Rehydration of ultra-high performance concrete matrix incorporating metakaolin under long-term water curing

Abstract

This study investigated the late age rehydration of UHPC matrix containing metakaolin (MK) under long-term water curing (90–365 d). The UHPC matrixes were divided into two series including binary mixtures incorporating MK and ternary mixtures incorporating MK and limestone powder (LS). Steam curing (variable curing temperature and duration) and standard curing were performed on the UHPC matrix before long-term water curing. Compressive and flexural strengths, chemically bound water, microstructures, hydration degree were measured to evaluate the late-age rehydration of UHPC matrix. The results indicated that the strength of UHPC matrix generally increased from 90 to 270 d and then decreased from 270 to 365 d. The ultimate strength of UHPC matrix is closely related to the early age curing regime.

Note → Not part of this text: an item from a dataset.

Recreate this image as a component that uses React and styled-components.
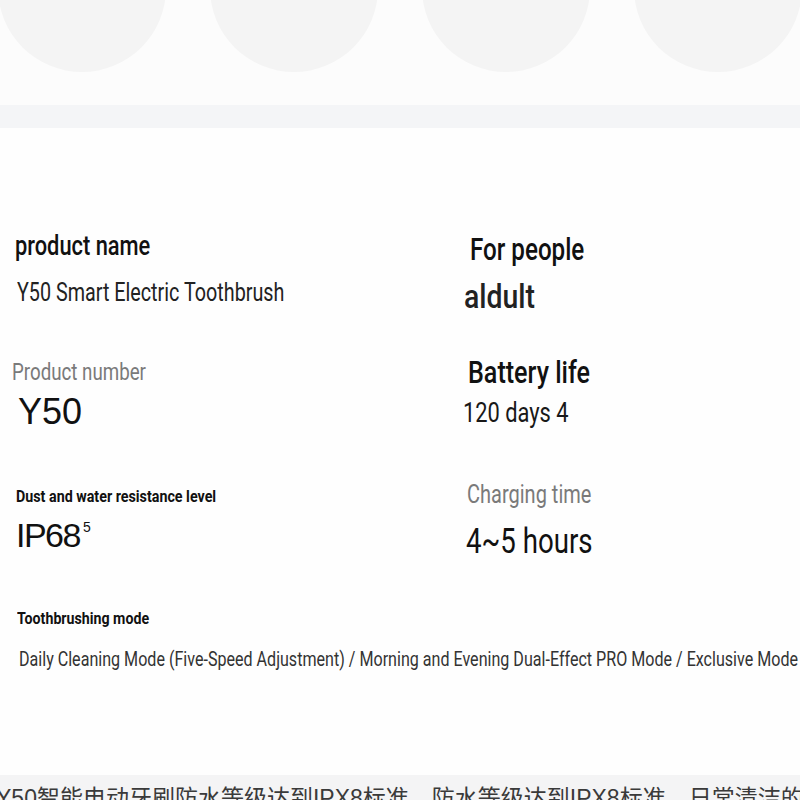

The rehydration of long-term water cured UHPC matrix is attributable to unhydrated cement clinker as well as pozzolanic reaction of MK. The higher steam curing temperature degraded the rehydration degree of binary matrix while has little effects on that of ternary matrix samples. It was demonstrated that small pores below 20 nm increased with the long-term water curing in UHPC matrix. Additionally, a little increase of large pores above 200 μm was detected for MK added samples, contributing to strength degradation of UHPC matrix under long-term water immersion. Therefore, the rehydration of UHPC was influenced by both cementitious composition and early age curing regime.